Proprio come il protagonista di Gibran, anche adesso si grida la gioia dai tetti dei social, nella speranza che qualcuno la ascolti, che qualcuno la riconosca, che qualcuno risponda.
Eppure, spesso, non arriva alcuna risposta.
L’indifferenza dell’umanità è inversamente proporzionale all’evoluzione della tecnologia. Più questa riesce a creare relazioni mediate, artificiali, distanti, più la condivisione delle emozioni diventa apparente, distratta, svogliata. La nostra epoca conosce tutto della comunicazione, ma ha smarrito la capacità dell’ascolto. Così la gioia, invece di unire, diventa un segnale che si perde nel rumore collettivo.

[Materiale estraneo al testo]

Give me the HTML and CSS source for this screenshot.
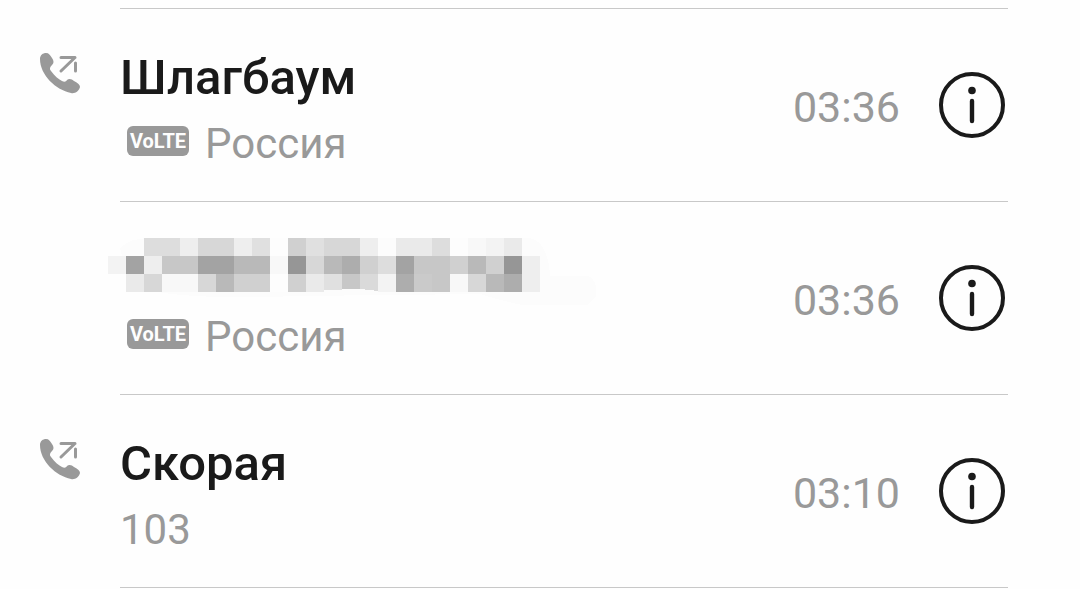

Gibran insegna che la felicità ha bisogno di autenticità, di presenza, di sguardi veri. Essere felici non significa gridarlo al mondo, ma permettere agli altri di partecipare a quella luce.
Condividere la gioia non è un atto di esibizione, ma di umanità profonda.
In questa poesia c’è un invito gentile e necessario per tutte le generazioni, quelle del passato, del presente e del futuro.
Non bisogna in nessun modo lasciare che la gioia muoia di solitudine. Ascoltare la gioia degli altri, partecipare, riconoscere, celebrare la felicità di chi sta vicino e di tutta l’umanità, offre un dono inestimabile: essere felice. Più si condivide gioia e più le batterie dell’anima si ricaricano di energia positiva per il nostro essere.
Solo così la felicità potrà continuare a vivere, trasformandosi in una forza che unisce invece di dividere.
E forse è proprio questo che Khalil Gibran voleva dirci più di un secolo fa, che la felicità, come la vita, esiste solo quando si condivide.